## To do
Output the material exactly, but drop every image it holds.
====== Data provided
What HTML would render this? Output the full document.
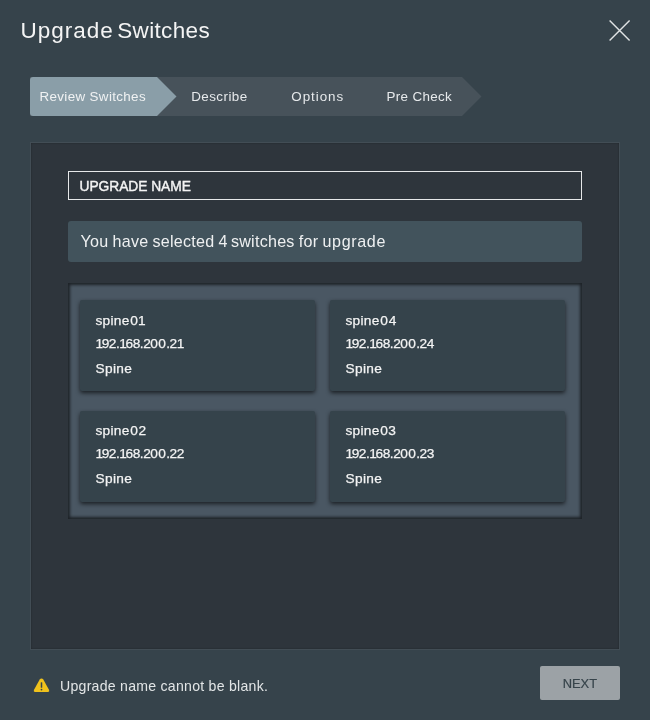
<!DOCTYPE html>
<html>
<head>
<meta charset="utf-8">
<style>
html,body{margin:0;padding:0;}
body{width:650px;height:720px;background:#36434b;position:relative;overflow:hidden;font-family:"Liberation Sans",sans-serif;color:#f2f2f2;}
.a{position:absolute;white-space:nowrap;}
.title{left:20.5px;top:19.5px;font-size:22.5px;line-height:22.5px;letter-spacing:0.42px;color:#f4f4f4;}
.close{left:608px;top:19px;width:23px;height:23px;}
.tabs{left:30px;top:77px;width:452px;height:39px;}
.tabtxt{font-size:13.4px;line-height:13.4px;top:89.5px;letter-spacing:0.35px;color:#e6e9eb;}
.panel{left:30px;top:142px;width:588px;height:506px;background:#2e353c;border:1px solid #424d55;box-shadow:inset 0 0 2px rgba(0,0,0,0.35);}
.input{left:68px;top:171px;width:512px;height:27px;border:1px solid #e6e8e9;}
.inputtxt{left:79.5px;top:180.3px;font-size:13.8px;line-height:13.8px;letter-spacing:-0.05px;color:#f4f4f4;-webkit-text-stroke:0.4px #f4f4f4;}
.info{left:68px;top:221px;width:514px;height:41px;background:#42535c;border-radius:3px;}
.infotxt{left:80.5px;top:233.4px;font-size:16.1px;line-height:16.1px;letter-spacing:0.25px;word-spacing:-0.6px;color:#eef0f1;}
.grid{left:68px;top:283px;width:514px;height:236px;background:#4a5763;box-shadow:inset 0 0 3px 2px rgba(0,0,0,0.6);}
.card{width:235px;height:91px;background:#35434b;border-radius:2px;box-shadow:0 2px 4px rgba(0,0,0,0.65);}
.ct{font-size:13.7px;line-height:13.7px;color:#f4f4f4;-webkit-text-stroke:0.25px #f4f4f4;}
.ip{letter-spacing:0;}
.ip i{font-style:normal;}
i.w{font-style:normal;}
.g1{margin-right:-1.5px;}
.gd{margin-right:-0.5px;}
.g0{margin-right:0.3px;}
.gx{margin-right:-0.45px;}
.sp{letter-spacing:0.35px;}
.nm{letter-spacing:0.28px;}
.warn{left:33px;top:677px;width:17px;height:16px;}
.warntxt{left:60px;top:679px;font-size:14.1px;line-height:14.1px;letter-spacing:0.26px;color:#e2e5e6;}
.btn{left:540px;top:666px;width:80px;height:34px;background:#9ca2a6;border-radius:2px;}
.btntxt{left:562.7px;top:677.8px;font-size:12.9px;line-height:12.9px;color:#37444b;-webkit-text-stroke:0.2px #37444b;}
</style>
</head>
<body><div id="w" style="position:absolute;left:0;top:0;width:650px;height:720px;will-change:transform;">
<div class="a title"><i class="w" style="letter-spacing:1px">Upgrade</i> <i class="w" style="letter-spacing:0.35px;margin-left:-3.3px">Switches</i></div>
<svg class="a close" viewBox="0 0 23 23"><path d="M1.6 1.6L21.6 21.6M21.6 1.6L1.6 21.6" stroke="#dfe2e3" stroke-width="1.45" fill="none"/></svg>

<svg class="a tabs" viewBox="0 0 452 39">
  <polygon points="0,0 432,0 451.5,19.5 432,39 0,39" fill="#47525a"/>
  <path d="M3,0 L127,0 L146.5,19.5 L127,39 L3,39 Q0,39 0,36 L0,3 Q0,0 3,0Z" fill="#8a9ea8"/>
</svg>
<div class="a tabtxt" style="left:39.5px;color:#f0f2f3">Review Switches</div>
<div class="a tabtxt" style="left:191.2px;letter-spacing:0.45px">Describe</div>
<div class="a tabtxt" style="left:291.3px;letter-spacing:0.95px">Options</div>
<div class="a tabtxt" style="left:386.5px">Pre Check</div>

<div class="a panel"></div>
<div class="a input"></div>
<div class="a inputtxt">UPGRADE NAME</div>
<div class="a info"></div>
<div class="a infotxt">You have selected 4 <i class="w" style="margin-left:-1px">switches</i> for <i class="w" style="letter-spacing:0.65px">upgrade</i></div>
<div class="a grid"></div>

<div class="a card" style="left:80px;top:300px"></div>
<div class="a card" style="left:330px;top:300px"></div>
<div class="a card" style="left:80px;top:411px"></div>
<div class="a card" style="left:330px;top:411px"></div>

<div class="a ct nm" style="left:95.5px;top:314.4px">spine<i class="w" style="margin-left:0.5px">0</i><i class="w" style="margin-left:0px">1</i></div>
<div class="a ct ip" style="left:95.5px;top:337.1px"><i class="g1">1</i><i class="gx">9</i><i class="gx">2</i><i class="gd">.</i><i class="g1">1</i><i class="gx">6</i><i class="gx">8</i><i class="gd">.</i><i class="gx">2</i><i class="g0">0</i><i class="g0">0</i><i class="gd">.</i><i class="gx">2</i>1</div>
<div class="a ct sp" style="left:95.5px;top:361.8px">Spine</div>
<div class="a ct nm" style="left:345.5px;top:314.4px">spine<i class="w" style="margin-left:0.5px">0</i><i class="w" style="margin-left:0.8px">4</i></div>
<div class="a ct ip" style="left:345.5px;top:337.1px"><i class="g1">1</i><i class="gx">9</i><i class="gx">2</i><i class="gd">.</i><i class="g1">1</i><i class="gx">6</i><i class="gx">8</i><i class="gd">.</i><i class="gx">2</i><i class="g0">0</i><i class="g0">0</i><i class="gd">.</i><i class="gx">2</i>4</div>
<div class="a ct sp" style="left:345.5px;top:361.8px">Spine</div>
<div class="a ct nm" style="left:95.5px;top:424.4px">spine<i class="w" style="margin-left:0.5px">0</i><i class="w" style="margin-left:0.5px">2</i></div>
<div class="a ct ip" style="left:95.5px;top:447.1px"><i class="g1">1</i><i class="gx">9</i><i class="gx">2</i><i class="gd">.</i><i class="g1">1</i><i class="gx">6</i><i class="gx">8</i><i class="gd">.</i><i class="gx">2</i><i class="g0">0</i><i class="g0">0</i><i class="gd">.</i><i class="gx">2</i>2</div>
<div class="a ct sp" style="left:95.5px;top:471.8px">Spine</div>
<div class="a ct nm" style="left:345.5px;top:424.4px">spine<i class="w" style="margin-left:0.5px">0</i><i class="w" style="margin-left:0.3px">3</i></div>
<div class="a ct ip" style="left:345.5px;top:447.1px"><i class="g1">1</i><i class="gx">9</i><i class="gx">2</i><i class="gd">.</i><i class="g1">1</i><i class="gx">6</i><i class="gx">8</i><i class="gd">.</i><i class="gx">2</i><i class="g0">0</i><i class="g0">0</i><i class="gd">.</i><i class="gx">2</i>3</div>
<div class="a ct sp" style="left:345.5px;top:471.8px">Spine</div>

<svg class="a warn" viewBox="0 0 17 16">
  <path d="M8.5 1.4 Q9.6 1.4 10.3 2.6 L16.1 12.9 Q16.8 14.9 14.9 15 L2.1 15 Q0.2 14.9 0.9 12.9 L6.7 2.6 Q7.4 1.4 8.5 1.4Z" fill="#f0c21c"/>
  <rect x="7.75" y="5.2" width="1.5" height="5.6" rx="0.6" fill="#36434b"/>
  <circle cx="8.5" cy="12.6" r="0.9" fill="#36434b"/>
</svg>
<div class="a warntxt">Upgrade name cannot be blank.</div>

<div class="a btn"></div>
<div class="a btntxt">NEXT</div>
</div></body>
</html>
============
## Task response
What HTML would render this? Output the full document.
<!DOCTYPE html>
<html>
<head>
<meta charset="utf-8">
<style>
html,body{margin:0;padding:0;}
body{width:650px;height:720px;background:#36434b;position:relative;overflow:hidden;font-family:"Liberation Sans",sans-serif;color:#f2f2f2;}
.a{position:absolute;white-space:nowrap;}
.title{left:20.5px;top:19.5px;font-size:22.5px;line-height:22.5px;letter-spacing:0.42px;color:#f4f4f4;}
.close{left:608px;top:19px;width:23px;height:23px;}
.tabs{left:30px;top:77px;width:452px;height:39px;}
.tabtxt{font-size:13.4px;line-height:13.4px;top:89.5px;letter-spacing:0.35px;color:#e6e9eb;}
.panel{left:30px;top:142px;width:588px;height:506px;background:#2e353c;border:1px solid #424d55;box-shadow:inset 0 0 2px rgba(0,0,0,0.35);}
.input{left:68px;top:171px;width:512px;height:27px;border:1px solid #e6e8e9;}
.inputtxt{left:79.5px;top:180.3px;font-size:13.8px;line-height:13.8px;letter-spacing:-0.05px;color:#f4f4f4;-webkit-text-stroke:0.4px #f4f4f4;}
.info{left:68px;top:221px;width:514px;height:41px;background:#42535c;border-radius:3px;}
.infotxt{left:80.5px;top:233.4px;font-size:16.1px;line-height:16.1px;letter-spacing:0.25px;word-spacing:-0.6px;color:#eef0f1;}
.grid{left:68px;top:283px;width:514px;height:236px;background:#4a5763;box-shadow:inset 0 0 3px 2px rgba(0,0,0,0.6);}
.card{width:235px;height:91px;background:#35434b;border-radius:2px;box-shadow:0 2px 4px rgba(0,0,0,0.65);}
.ct{font-size:13.7px;line-height:13.7px;color:#f4f4f4;-webkit-text-stroke:0.25px #f4f4f4;}
.ip{letter-spacing:0;}
.ip i{font-style:normal;}
i.w{font-style:normal;}
.g1{margin-right:-1.5px;}
.gd{margin-right:-0.5px;}
.g0{margin-right:0.3px;}
.gx{margin-right:-0.45px;}
.sp{letter-spacing:0.35px;}
.nm{letter-spacing:0.28px;}
.warn{left:33px;top:677px;width:17px;height:16px;}
.warntxt{left:60px;top:679px;font-size:14.1px;line-height:14.1px;letter-spacing:0.26px;color:#e2e5e6;}
.btn{left:540px;top:666px;width:80px;height:34px;background:#9ca2a6;border-radius:2px;}
.btntxt{left:562.7px;top:677.8px;font-size:12.9px;line-height:12.9px;color:#37444b;-webkit-text-stroke:0.2px #37444b;}
</style>
</head>
<body><div id="w" style="position:absolute;left:0;top:0;width:650px;height:720px;will-change:transform;">
<div class="a title"><i class="w" style="letter-spacing:1px">Upgrade</i> <i class="w" style="letter-spacing:0.35px;margin-left:-3.3px">Switches</i></div>
<svg class="a close" viewBox="0 0 23 23"><path d="M1.6 1.6L21.6 21.6M21.6 1.6L1.6 21.6" stroke="#dfe2e3" stroke-width="1.45" fill="none"/></svg>

<svg class="a tabs" viewBox="0 0 452 39">
  <polygon points="0,0 432,0 451.5,19.5 432,39 0,39" fill="#47525a"/>
  <path d="M3,0 L127,0 L146.5,19.5 L127,39 L3,39 Q0,39 0,36 L0,3 Q0,0 3,0Z" fill="#8a9ea8"/>
</svg>
<div class="a tabtxt" style="left:39.5px;color:#f0f2f3">Review Switches</div>
<div class="a tabtxt" style="left:191.2px;letter-spacing:0.45px">Describe</div>
<div class="a tabtxt" style="left:291.3px;letter-spacing:0.95px">Options</div>
<div class="a tabtxt" style="left:386.5px">Pre Check</div>

<div class="a panel"></div>
<div class="a input"></div>
<div class="a inputtxt">UPGRADE NAME</div>
<div class="a info"></div>
<div class="a infotxt">You have selected 4 <i class="w" style="margin-left:-1px">switches</i> for <i class="w" style="letter-spacing:0.65px">upgrade</i></div>
<div class="a grid"></div>

<div class="a card" style="left:80px;top:300px"></div>
<div class="a card" style="left:330px;top:300px"></div>
<div class="a card" style="left:80px;top:411px"></div>
<div class="a card" style="left:330px;top:411px"></div>

<div class="a ct nm" style="left:95.5px;top:314.4px">spine<i class="w" style="margin-left:0.5px">0</i><i class="w" style="margin-left:0px">1</i></div>
<div class="a ct ip" style="left:95.5px;top:337.1px"><i class="g1">1</i><i class="gx">9</i><i class="gx">2</i><i class="gd">.</i><i class="g1">1</i><i class="gx">6</i><i class="gx">8</i><i class="gd">.</i><i class="gx">2</i><i class="g0">0</i><i class="g0">0</i><i class="gd">.</i><i class="gx">2</i>1</div>
<div class="a ct sp" style="left:95.5px;top:361.8px">Spine</div>
<div class="a ct nm" style="left:345.5px;top:314.4px">spine<i class="w" style="margin-left:0.5px">0</i><i class="w" style="margin-left:0.8px">4</i></div>
<div class="a ct ip" style="left:345.5px;top:337.1px"><i class="g1">1</i><i class="gx">9</i><i class="gx">2</i><i class="gd">.</i><i class="g1">1</i><i class="gx">6</i><i class="gx">8</i><i class="gd">.</i><i class="gx">2</i><i class="g0">0</i><i class="g0">0</i><i class="gd">.</i><i class="gx">2</i>4</div>
<div class="a ct sp" style="left:345.5px;top:361.8px">Spine</div>
<div class="a ct nm" style="left:95.5px;top:424.4px">spine<i class="w" style="margin-left:0.5px">0</i><i class="w" style="margin-left:0.5px">2</i></div>
<div class="a ct ip" style="left:95.5px;top:447.1px"><i class="g1">1</i><i class="gx">9</i><i class="gx">2</i><i class="gd">.</i><i class="g1">1</i><i class="gx">6</i><i class="gx">8</i><i class="gd">.</i><i class="gx">2</i><i class="g0">0</i><i class="g0">0</i><i class="gd">.</i><i class="gx">2</i>2</div>
<div class="a ct sp" style="left:95.5px;top:471.8px">Spine</div>
<div class="a ct nm" style="left:345.5px;top:424.4px">spine<i class="w" style="margin-left:0.5px">0</i><i class="w" style="margin-left:0.3px">3</i></div>
<div class="a ct ip" style="left:345.5px;top:447.1px"><i class="g1">1</i><i class="gx">9</i><i class="gx">2</i><i class="gd">.</i><i class="g1">1</i><i class="gx">6</i><i class="gx">8</i><i class="gd">.</i><i class="gx">2</i><i class="g0">0</i><i class="g0">0</i><i class="gd">.</i><i class="gx">2</i>3</div>
<div class="a ct sp" style="left:345.5px;top:471.8px">Spine</div>

<svg class="a warn" viewBox="0 0 17 16">
  <path d="M8.5 1.4 Q9.6 1.4 10.3 2.6 L16.1 12.9 Q16.8 14.9 14.9 15 L2.1 15 Q0.2 14.9 0.9 12.9 L6.7 2.6 Q7.4 1.4 8.5 1.4Z" fill="#f0c21c"/>
  <rect x="7.75" y="5.2" width="1.5" height="5.6" rx="0.6" fill="#36434b"/>
  <circle cx="8.5" cy="12.6" r="0.9" fill="#36434b"/>
</svg>
<div class="a warntxt">Upgrade name cannot be blank.</div>

<div class="a btn"></div>
<div class="a btntxt">NEXT</div>
</div></body>
</html>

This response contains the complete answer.